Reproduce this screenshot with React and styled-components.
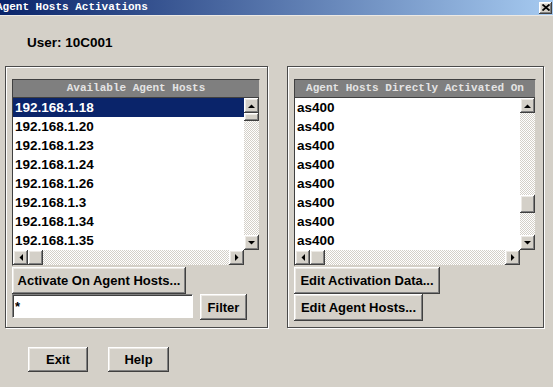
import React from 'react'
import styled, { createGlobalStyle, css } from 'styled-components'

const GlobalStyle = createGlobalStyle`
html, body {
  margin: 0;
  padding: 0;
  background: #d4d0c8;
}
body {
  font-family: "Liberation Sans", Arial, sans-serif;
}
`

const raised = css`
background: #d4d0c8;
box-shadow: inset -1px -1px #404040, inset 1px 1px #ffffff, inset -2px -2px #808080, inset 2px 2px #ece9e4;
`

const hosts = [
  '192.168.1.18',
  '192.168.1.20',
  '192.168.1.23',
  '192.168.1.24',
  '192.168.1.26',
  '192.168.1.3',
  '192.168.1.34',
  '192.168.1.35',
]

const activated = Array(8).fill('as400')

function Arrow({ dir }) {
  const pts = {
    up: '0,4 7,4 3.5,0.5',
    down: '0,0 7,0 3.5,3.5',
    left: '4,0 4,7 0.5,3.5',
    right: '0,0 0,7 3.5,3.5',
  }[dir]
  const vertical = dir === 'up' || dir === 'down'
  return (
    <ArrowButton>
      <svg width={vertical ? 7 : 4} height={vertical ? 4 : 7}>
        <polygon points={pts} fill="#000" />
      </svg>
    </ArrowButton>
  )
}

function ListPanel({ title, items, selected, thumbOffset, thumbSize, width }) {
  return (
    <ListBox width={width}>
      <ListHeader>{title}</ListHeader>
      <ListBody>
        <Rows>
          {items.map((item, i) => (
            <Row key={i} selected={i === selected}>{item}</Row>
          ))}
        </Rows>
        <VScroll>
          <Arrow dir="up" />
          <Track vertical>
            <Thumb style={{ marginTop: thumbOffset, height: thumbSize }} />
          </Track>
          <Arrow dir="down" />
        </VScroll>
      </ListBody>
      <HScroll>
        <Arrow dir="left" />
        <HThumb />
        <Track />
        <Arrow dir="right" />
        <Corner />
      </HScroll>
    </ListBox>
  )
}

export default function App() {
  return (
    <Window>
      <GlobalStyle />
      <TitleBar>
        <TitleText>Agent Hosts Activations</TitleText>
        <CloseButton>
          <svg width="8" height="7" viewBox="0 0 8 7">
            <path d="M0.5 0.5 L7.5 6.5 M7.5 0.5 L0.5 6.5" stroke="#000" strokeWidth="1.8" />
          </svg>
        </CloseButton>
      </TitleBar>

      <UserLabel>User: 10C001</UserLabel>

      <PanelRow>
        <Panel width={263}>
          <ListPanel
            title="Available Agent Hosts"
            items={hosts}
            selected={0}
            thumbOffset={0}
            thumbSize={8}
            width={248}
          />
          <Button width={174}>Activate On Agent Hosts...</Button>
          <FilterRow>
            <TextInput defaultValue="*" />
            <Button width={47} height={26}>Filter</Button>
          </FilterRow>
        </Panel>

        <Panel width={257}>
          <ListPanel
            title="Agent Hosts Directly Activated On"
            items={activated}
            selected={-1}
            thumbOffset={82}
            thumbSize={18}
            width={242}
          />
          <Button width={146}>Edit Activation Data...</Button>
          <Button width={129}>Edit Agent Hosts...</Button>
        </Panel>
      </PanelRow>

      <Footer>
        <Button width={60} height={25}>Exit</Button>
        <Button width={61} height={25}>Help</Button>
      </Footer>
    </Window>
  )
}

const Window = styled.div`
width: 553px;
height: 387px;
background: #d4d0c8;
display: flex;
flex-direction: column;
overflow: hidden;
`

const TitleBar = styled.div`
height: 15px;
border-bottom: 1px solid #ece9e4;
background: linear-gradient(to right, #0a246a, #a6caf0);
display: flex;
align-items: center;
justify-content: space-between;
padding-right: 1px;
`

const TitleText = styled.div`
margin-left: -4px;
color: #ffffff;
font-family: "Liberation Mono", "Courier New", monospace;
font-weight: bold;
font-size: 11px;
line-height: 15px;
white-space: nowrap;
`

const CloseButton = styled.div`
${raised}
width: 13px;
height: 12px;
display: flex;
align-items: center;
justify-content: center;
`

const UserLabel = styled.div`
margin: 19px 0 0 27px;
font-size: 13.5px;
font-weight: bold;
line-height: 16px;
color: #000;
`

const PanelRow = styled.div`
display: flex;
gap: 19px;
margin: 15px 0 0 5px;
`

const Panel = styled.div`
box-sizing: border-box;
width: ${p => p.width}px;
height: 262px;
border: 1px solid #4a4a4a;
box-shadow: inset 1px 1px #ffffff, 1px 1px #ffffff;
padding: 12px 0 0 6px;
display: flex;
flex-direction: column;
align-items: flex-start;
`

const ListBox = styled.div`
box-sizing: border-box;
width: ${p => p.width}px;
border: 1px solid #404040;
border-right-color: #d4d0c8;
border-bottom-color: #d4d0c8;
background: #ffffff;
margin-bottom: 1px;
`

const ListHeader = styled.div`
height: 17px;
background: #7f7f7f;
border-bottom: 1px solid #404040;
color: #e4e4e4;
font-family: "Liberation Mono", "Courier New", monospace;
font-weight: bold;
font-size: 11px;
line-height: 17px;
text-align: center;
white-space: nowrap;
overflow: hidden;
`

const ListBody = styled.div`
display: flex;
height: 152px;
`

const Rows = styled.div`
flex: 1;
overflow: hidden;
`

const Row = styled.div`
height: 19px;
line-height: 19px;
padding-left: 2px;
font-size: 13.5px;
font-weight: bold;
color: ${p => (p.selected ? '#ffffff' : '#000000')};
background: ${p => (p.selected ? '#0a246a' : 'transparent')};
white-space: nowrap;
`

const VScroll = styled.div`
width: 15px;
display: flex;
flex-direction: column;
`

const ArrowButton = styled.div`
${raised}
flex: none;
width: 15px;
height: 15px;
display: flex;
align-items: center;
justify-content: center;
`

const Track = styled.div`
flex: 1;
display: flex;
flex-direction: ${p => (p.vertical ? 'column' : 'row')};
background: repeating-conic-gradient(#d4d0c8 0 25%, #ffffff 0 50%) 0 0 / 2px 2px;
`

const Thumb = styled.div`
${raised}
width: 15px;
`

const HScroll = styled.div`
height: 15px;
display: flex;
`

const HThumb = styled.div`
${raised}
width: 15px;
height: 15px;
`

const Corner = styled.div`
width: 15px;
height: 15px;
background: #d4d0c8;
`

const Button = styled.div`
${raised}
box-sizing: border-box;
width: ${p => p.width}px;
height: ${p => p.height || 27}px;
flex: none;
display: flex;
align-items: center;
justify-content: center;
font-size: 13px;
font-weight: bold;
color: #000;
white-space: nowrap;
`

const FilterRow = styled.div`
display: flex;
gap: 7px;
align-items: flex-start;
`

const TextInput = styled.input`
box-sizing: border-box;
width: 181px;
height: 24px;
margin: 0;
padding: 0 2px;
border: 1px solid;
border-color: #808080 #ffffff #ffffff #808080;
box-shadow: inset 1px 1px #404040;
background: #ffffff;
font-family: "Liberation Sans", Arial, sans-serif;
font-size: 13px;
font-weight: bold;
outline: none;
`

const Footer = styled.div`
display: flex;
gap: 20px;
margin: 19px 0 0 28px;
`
------------------------------
### Set problem
Pictures are excluded; output everything else in the data verbatim.

### Completed task
Reproduce this screenshot with React and styled-components.
import React from 'react'
import styled, { createGlobalStyle, css } from 'styled-components'

const GlobalStyle = createGlobalStyle`
html, body {
  margin: 0;
  padding: 0;
  background: #d4d0c8;
}
body {
  font-family: "Liberation Sans", Arial, sans-serif;
}
`

const raised = css`
background: #d4d0c8;
box-shadow: inset -1px -1px #404040, inset 1px 1px #ffffff, inset -2px -2px #808080, inset 2px 2px #ece9e4;
`

const hosts = [
  '192.168.1.18',
  '192.168.1.20',
  '192.168.1.23',
  '192.168.1.24',
  '192.168.1.26',
  '192.168.1.3',
  '192.168.1.34',
  '192.168.1.35',
]

const activated = Array(8).fill('as400')

function Arrow({ dir }) {
  const pts = {
    up: '0,4 7,4 3.5,0.5',
    down: '0,0 7,0 3.5,3.5',
    left: '4,0 4,7 0.5,3.5',
    right: '0,0 0,7 3.5,3.5',
  }[dir]
  const vertical = dir === 'up' || dir === 'down'
  return (
    <ArrowButton>
      <svg width={vertical ? 7 : 4} height={vertical ? 4 : 7}>
        <polygon points={pts} fill="#000" />
      </svg>
    </ArrowButton>
  )
}

function ListPanel({ title, items, selected, thumbOffset, thumbSize, width }) {
  return (
    <ListBox width={width}>
      <ListHeader>{title}</ListHeader>
      <ListBody>
        <Rows>
          {items.map((item, i) => (
            <Row key={i} selected={i === selected}>{item}</Row>
          ))}
        </Rows>
        <VScroll>
          <Arrow dir="up" />
          <Track vertical>
            <Thumb style={{ marginTop: thumbOffset, height: thumbSize }} />
          </Track>
          <Arrow dir="down" />
        </VScroll>
      </ListBody>
      <HScroll>
        <Arrow dir="left" />
        <HThumb />
        <Track />
        <Arrow dir="right" />
        <Corner />
      </HScroll>
    </ListBox>
  )
}

export default function App() {
  return (
    <Window>
      <GlobalStyle />
      <TitleBar>
        <TitleText>Agent Hosts Activations</TitleText>
        <CloseButton>
          <svg width="8" height="7" viewBox="0 0 8 7">
            <path d="M0.5 0.5 L7.5 6.5 M7.5 0.5 L0.5 6.5" stroke="#000" strokeWidth="1.8" />
          </svg>
        </CloseButton>
      </TitleBar>

      <UserLabel>User: 10C001</UserLabel>

      <PanelRow>
        <Panel width={263}>
          <ListPanel
            title="Available Agent Hosts"
            items={hosts}
            selected={0}
            thumbOffset={0}
            thumbSize={8}
            width={248}
          />
          <Button width={174}>Activate On Agent Hosts...</Button>
          <FilterRow>
            <TextInput defaultValue="*" />
            <Button width={47} height={26}>Filter</Button>
          </FilterRow>
        </Panel>

        <Panel width={257}>
          <ListPanel
            title="Agent Hosts Directly Activated On"
            items={activated}
            selected={-1}
            thumbOffset={82}
            thumbSize={18}
            width={242}
          />
          <Button width={146}>Edit Activation Data...</Button>
          <Button width={129}>Edit Agent Hosts...</Button>
        </Panel>
      </PanelRow>

      <Footer>
        <Button width={60} height={25}>Exit</Button>
        <Button width={61} height={25}>Help</Button>
      </Footer>
    </Window>
  )
}

const Window = styled.div`
width: 553px;
height: 387px;
background: #d4d0c8;
display: flex;
flex-direction: column;
overflow: hidden;
`

const TitleBar = styled.div`
height: 15px;
border-bottom: 1px solid #ece9e4;
background: linear-gradient(to right, #0a246a, #a6caf0);
display: flex;
align-items: center;
justify-content: space-between;
padding-right: 1px;
`

const TitleText = styled.div`
margin-left: -4px;
color: #ffffff;
font-family: "Liberation Mono", "Courier New", monospace;
font-weight: bold;
font-size: 11px;
line-height: 15px;
white-space: nowrap;
`

const CloseButton = styled.div`
${raised}
width: 13px;
height: 12px;
display: flex;
align-items: center;
justify-content: center;
`

const UserLabel = styled.div`
margin: 19px 0 0 27px;
font-size: 13.5px;
font-weight: bold;
line-height: 16px;
color: #000;
`

const PanelRow = styled.div`
display: flex;
gap: 19px;
margin: 15px 0 0 5px;
`

const Panel = styled.div`
box-sizing: border-box;
width: ${p => p.width}px;
height: 262px;
border: 1px solid #4a4a4a;
box-shadow: inset 1px 1px #ffffff, 1px 1px #ffffff;
padding: 12px 0 0 6px;
display: flex;
flex-direction: column;
align-items: flex-start;
`

const ListBox = styled.div`
box-sizing: border-box;
width: ${p => p.width}px;
border: 1px solid #404040;
border-right-color: #d4d0c8;
border-bottom-color: #d4d0c8;
background: #ffffff;
margin-bottom: 1px;
`

const ListHeader = styled.div`
height: 17px;
background: #7f7f7f;
border-bottom: 1px solid #404040;
color: #e4e4e4;
font-family: "Liberation Mono", "Courier New", monospace;
font-weight: bold;
font-size: 11px;
line-height: 17px;
text-align: center;
white-space: nowrap;
overflow: hidden;
`

const ListBody = styled.div`
display: flex;
height: 152px;
`

const Rows = styled.div`
flex: 1;
overflow: hidden;
`

const Row = styled.div`
height: 19px;
line-height: 19px;
padding-left: 2px;
font-size: 13.5px;
font-weight: bold;
color: ${p => (p.selected ? '#ffffff' : '#000000')};
background: ${p => (p.selected ? '#0a246a' : 'transparent')};
white-space: nowrap;
`

const VScroll = styled.div`
width: 15px;
display: flex;
flex-direction: column;
`

const ArrowButton = styled.div`
${raised}
flex: none;
width: 15px;
height: 15px;
display: flex;
align-items: center;
justify-content: center;
`

const Track = styled.div`
flex: 1;
display: flex;
flex-direction: ${p => (p.vertical ? 'column' : 'row')};
background: repeating-conic-gradient(#d4d0c8 0 25%, #ffffff 0 50%) 0 0 / 2px 2px;
`

const Thumb = styled.div`
${raised}
width: 15px;
`

const HScroll = styled.div`
height: 15px;
display: flex;
`

const HThumb = styled.div`
${raised}
width: 15px;
height: 15px;
`

const Corner = styled.div`
width: 15px;
height: 15px;
background: #d4d0c8;
`

const Button = styled.div`
${raised}
box-sizing: border-box;
width: ${p => p.width}px;
height: ${p => p.height || 27}px;
flex: none;
display: flex;
align-items: center;
justify-content: center;
font-size: 13px;
font-weight: bold;
color: #000;
white-space: nowrap;
`

const FilterRow = styled.div`
display: flex;
gap: 7px;
align-items: flex-start;
`

const TextInput = styled.input`
box-sizing: border-box;
width: 181px;
height: 24px;
margin: 0;
padding: 0 2px;
border: 1px solid;
border-color: #808080 #ffffff #ffffff #808080;
box-shadow: inset 1px 1px #404040;
background: #ffffff;
font-family: "Liberation Sans", Arial, sans-serif;
font-size: 13px;
font-weight: bold;
outline: none;
`

const Footer = styled.div`
display: flex;
gap: 20px;
margin: 19px 0 0 28px;
`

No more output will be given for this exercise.